On a side note, not that it's anything I have to worry about, but makeup as a whole just confuses me. My ex (from what I can remember), didn't wear much makeup, if any at all, and she was beautiful (and still is). I don't see the appeal. Maybe I just haven't seen a girl with no makeup whatsoever and have no 'default look' to compare, but I'm not seeing the huge benefit you girls get from plastering shit all over your face. I know it's not just a physical thing, but also a psychological thing, perhaps to cover up imperfections you don't feel comfortable with. A little patching up here-and-there is fine, oftentimes a good thing—there are men who do the same thing, using acne-creams and moisturisers and stuff—but what's the deal with just piling it on? Mascara that makes your eyes look like they were hand-drawn, eyeliner that seems to be applied to an area that extends far beyond the actual eyes, lipstick and lip gloss that makes your lips taste like Jesus or whatever... the fuck, man? That makes you look horrible. How insecure can you get? I like looking at a girl's face when I can actually see her face, not the twenty layers of colour and spice you chucked on top for no apparent reason. Are naked faces immoral now or something? Seriously, the best thing a girl can do with her face is smile because she's happy being where she is. You don't need makeup to pull that shit off.

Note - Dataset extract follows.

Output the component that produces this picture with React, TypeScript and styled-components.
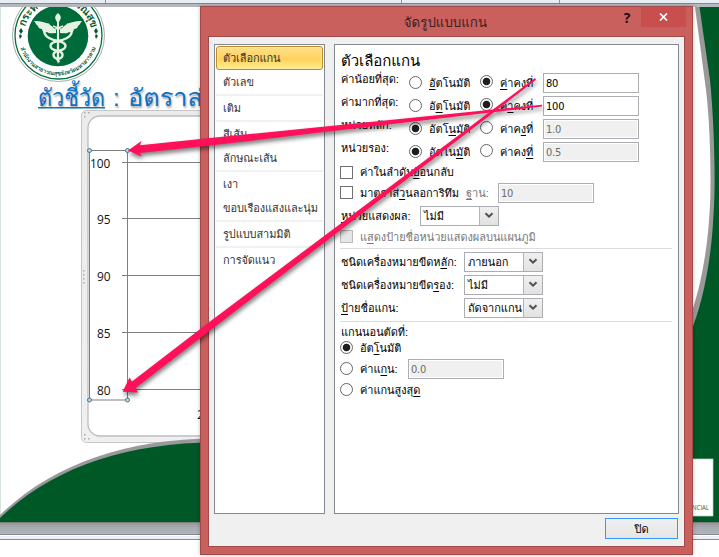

I only mention these things cos I'm thinking more about expanding my social horizons next year, so I'll be learning a lot more about this crap if and when that happens. If I wanna attract and impress people who don't know me, I understand that their first impression will be on what I wear, so it makes sense to manipulate my appearance as to get the best response possible; but as for people who already know me, or people who don't have anything to do with me, their judgement of my looks is fucking irrelevant.